東海道中膝栗毛』は滑稽本ですが、日本文芸の本流にあります。数々の和歌をふまえた狂歌は日本文芸の伝統があってのことです。そして明らかに作者は『源氏物語』の影響も受けています。
「いろいろあれども、これもくだくだしければりやくす」(前掲p.91)。このはしょり方は、紫式部そのままです。谷崎潤一郎も『細雪』なかで、紫式部をまねてよく使いました。
つぎに弥次さん喜多さんは、江戸っ子を持ち上げています。だから日頃、コンプレックスのとりこになっている関東者や東京人に勇気を与えてくれます。東京の醤油だらけのかけそばは食えない。アミやコンブの佃煮だけの朝飯なんかありえない。そもそも味が濃すぎる、口に合わない。だから福岡や京都や大阪の人を避けてきました。ところが弥次さん喜多さんは、京都の人間をケチだ、と相手にもしません。

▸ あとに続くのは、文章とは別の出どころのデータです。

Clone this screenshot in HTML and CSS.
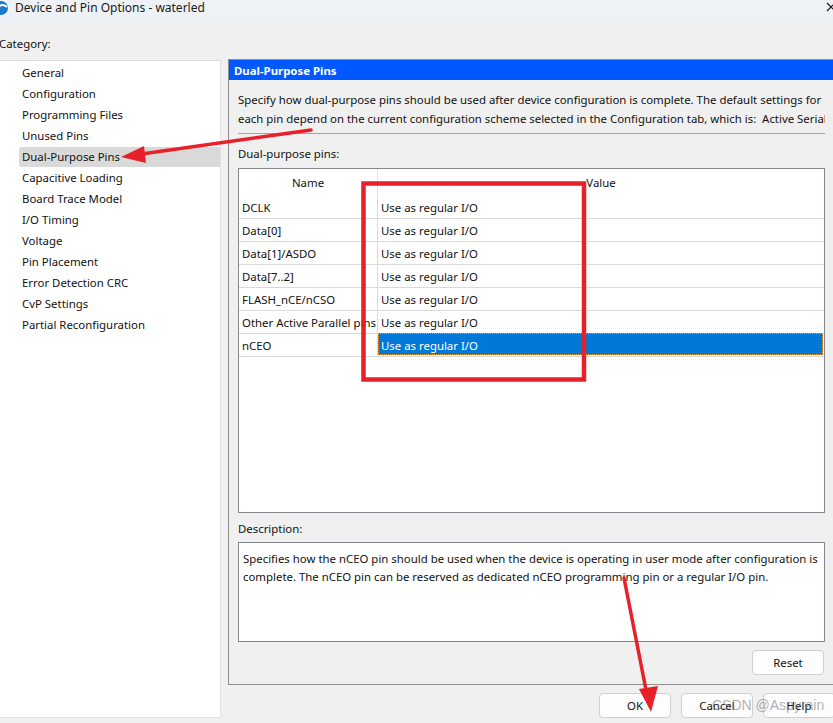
FILE: index.html
```html
<!DOCTYPE html>
<html>
<head>
<meta charset="utf-8">
<title>Device and Pin Options - waterled</title>
<link rel="stylesheet" href="styles.css">
</head>
<body>
<div class="window">
  <div class="titlebar">
    <svg class="appicon" width="10" height="16" viewBox="0 0 10 16">
      <circle cx="1" cy="8" r="7" fill="#1e78c8"/>
      <path d="M-4 10 Q1 2 7 7" stroke="#ffffff" stroke-width="2" fill="none"/>
    </svg>
    <span class="title">Device and Pin Options - waterled</span>
    <svg class="close" width="10" height="10" viewBox="0 0 10 10">
      <path d="M1 1 L9 9 M9 1 L1 9" stroke="#1a1a1a" stroke-width="1.2"/>
    </svg>
  </div>
  <div class="catlabel">Category:</div>
  <div class="content">
    <ul class="catlist">
      <li class="item">General</li>
      <li class="item">Configuration</li>
      <li class="item">Programming Files</li>
      <li class="item">Unused Pins</li>
      <li class="item selected">Dual-Purpose Pins</li>
      <li class="item">Capacitive Loading</li>
      <li class="item">Board Trace Model</li>
      <li class="item">I/O Timing</li>
      <li class="item">Voltage</li>
      <li class="item">Pin Placement</li>
      <li class="item">Error Detection CRC</li>
      <li class="item">CvP Settings</li>
      <li class="item">Partial Reconfiguration</li>
    </ul>
    <div class="rightcol">
      <div class="group">
        <div class="ghead">Dual-Purpose Pins</div>
        <div class="gbody">
          <div class="intro">
            <div class="line">Specify how dual-purpose pins should be used after device configuration is complete. The default settings for</div>
            <div class="line">each pin depend on the current configuration scheme selected in the Configuration tab, which is:&nbsp; Active Serial x1</div>
          </div>
          <div class="sep"></div>
          <div class="lbl">Dual-purpose pins:</div>
          <div class="table">
            <div class="thead">
              <div class="c1 hc">Name</div>
              <div class="c2 hc">Value</div>
            </div>
            <div class="row"><div class="c1">DCLK</div><div class="c2">Use as regular I/O</div></div>
            <div class="row"><div class="c1">Data[0]</div><div class="c2">Use as regular I/O</div></div>
            <div class="row"><div class="c1">Data[1]/ASDO</div><div class="c2">Use as regular I/O</div></div>
            <div class="row"><div class="c1">Data[7..2]</div><div class="c2">Use as regular I/O</div></div>
            <div class="row"><div class="c1">FLASH_nCE/nCSO</div><div class="c2">Use as regular I/O</div></div>
            <div class="row"><div class="c1">Other Active Parallel pins</div><div class="c2">Use as regular I/O</div></div>
            <div class="row"><div class="c1">nCEO</div><div class="c2 sel">Use as regular I/O</div></div>
          </div>
          <div class="lbl desclbl">Description:</div>
          <div class="desc">Specifies how the nCEO pin should be used when the device is operating in user mode after configuration is<br>complete. The nCEO pin can be reserved as dedicated nCEO programming pin or a regular I/O pin.</div>
          <div class="resetrow"><button class="btn reset">Reset</button></div>
        </div>
      </div>
      <div class="btnrow">
        <button class="btn">OK</button>
        <button class="btn">Cancel</button>
        <button class="btn">Help</button>
      </div>
    </div>
  </div>
  <svg class="annot" width="833" height="723" viewBox="0 0 833 723">
    <line x1="311" y1="130" x2="138" y2="154.5" stroke="#e8202a" stroke-width="3.5" stroke-linecap="round"/>
    <polygon points="121,157 144,146 146,163" fill="#e8202a"/>
    <rect x="363.5" y="183.5" width="220.5" height="196" fill="none" stroke="#e8202a" stroke-width="4.5"/>
    <line x1="624" y1="578" x2="647" y2="695" stroke="#e8202a" stroke-width="3.5" stroke-linecap="round"/>
    <polygon points="651,712 639,689 658,686" fill="#e8202a"/>
  </svg>
  <div class="watermark">CSDN @Aspyrain</div>
</div>
</body>
</html>
```

FILE: styles.css
```css
html, body {
  margin: 0;
  padding: 0;
}
body {
  width: 833px;
  height: 723px;
  overflow: hidden;
  background: #f0f0f0;
  font-family: "Noto Sans", "Open Sans", sans-serif;
  font-size: 11.4px;
  color: #111;
}
.window {
  position: relative;
  width: 833px;
  height: 723px;
  overflow: hidden;
}
.titlebar {
  height: 22px;
  background: #eef2f7;
  display: flex;
  align-items: center;
}
.appicon {
  flex: none;
  margin-right: 5px;
  margin-top: -6px;
}
.title {
  font-size: 12px;
  color: #1a1a1a;
  flex: 1;
  margin-top: -7px;
}
.close {
  flex: none;
  margin-right: -3px;
  margin-top: -8px;
}
.catlabel {
  height: 38px;
  box-sizing: border-box;
  padding-top: 14px;
  margin-left: -1px;
  line-height: 16px;
}
.content {
  display: flex;
  align-items: flex-start;
}
.catlist {
  list-style: none;
  margin: 0;
  padding: 2px 0 0 0;
  width: 221px;
  height: 658px;
  box-sizing: border-box;
  background: #fff;
  border-top: 1px solid #dcdcdc;
  border-right: 1px solid #e2e2e2;
  border-bottom: 1px solid #e2e2e2;
  flex: none;
}
.item {
  height: 20px;
  line-height: 20px;
  margin: 0 0 1px 19px;
  padding-left: 3px;
  border-radius: 3px 0 0 3px;
}
.item.selected {
  background: #d9d9d9;
}
.rightcol {
  margin-left: 7px;
  width: 640px;
  flex: none;
  margin-top: -1px;
}
.group {
  border: 1px solid #8e8e8e;
  border-right: none;
  height: 626px;
  box-sizing: border-box;
}
.ghead {
  height: 20px;
  line-height: 21px;
  background: #0058ff;
  color: #fff;
  font-weight: bold;
  padding-left: 5px;
}
.gbody {
  width: 587px;
  margin-left: 9px;
  padding-top: 10px;
}
.intro .line {
  white-space: nowrap;
  overflow: hidden;
  line-height: 19px;
}
.sep {
  height: 1px;
  background: #a3a3a3;
  margin-top: 5px;
}
.lbl {
  line-height: 19px;
  margin-top: 10px;
}
.table {
  margin-top: 5px;
  height: 345px;
  box-sizing: border-box;
  border: 1px solid #84878c;
  background: #fff;
}
.thead {
  display: flex;
  height: 27px;
}
.thead .c1 {
  border-right: 1px solid #e3e3e3;
}
.row {
  display: flex;
  height: 23px;
  box-sizing: border-box;
  border-bottom: 1px solid #d9d9d9;
}
.c1 {
  width: 139px;
  flex: none;
  white-space: nowrap;
  overflow: hidden;
  box-sizing: border-box;
  border-right: 1px solid #d9d9d9;
  padding-left: 3px;
  line-height: 24px;
}
.c2 {
  flex: 1;
  padding-left: 3px;
  line-height: 24px;
  white-space: nowrap;
}
.thead .hc {
  text-align: center;
  padding-left: 0;
  line-height: 28px;
}
.c2.sel {
  background: #0078d7;
  color: #fff;
  outline: 1px dotted #f0a040;
  outline-offset: -1px;
  margin-right: 1px;
  line-height: 22px;
  padding-top: 2px;
  height: 22px;
  box-sizing: border-box;
  margin-top: -1px;
}
.desclbl {
  margin-top: 6px;
}
.desc {
  margin-top: 4px;
  height: 100px;
  box-sizing: border-box;
  border: 1px solid #84878c;
  background: #fff;
  padding: 7px 0 0 4px;
  line-height: 18px;
  white-space: nowrap;
}
.resetrow {
  display: flex;
  justify-content: flex-end;
  margin-top: 8px;
  padding-right: 1px;
}
.btn {
  font-family: "Noto Sans", "Open Sans", sans-serif;
  font-size: 11.4px;
  color: #111;
  width: 72px;
  height: 25px;
  background: #fdfdfd;
  border: 1px solid #d0d0d0;
  border-radius: 4px;
  padding: 0;
}
.btnrow {
  display: flex;
  gap: 10px;
  padding-left: 371px;
  margin-top: 8px;
}
.annot {
  position: absolute;
  left: 0;
  top: 0;
  pointer-events: none;
}
.watermark {
  position: absolute;
  left: 712px;
  top: 697px;
  font-family: "Liberation Sans", sans-serif;
  font-size: 14px;
  color: rgba(110, 110, 110, 0.55);
  pointer-events: none;
}
```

そして驚くの一九の文章のうまさです。いま式亭三馬の『当世浮世風呂』をまねて、『当世浮世レストラン』のような文章を書き進めているのですが、一九の文章を読んでいて脂汗が出てきます。なんというフピード感、ドライブ感、うまい。おしゃべりのようで、文章にムダがない。さすが日本初のプロです。
映画『真夜中の弥次さん喜多さん』には賛成できません(すみません、しりあがり寿作品の方はわかりません)。滑稽本東海道中膝栗毛』はおすすめです。あのグルーブ感(のり)はまねできません。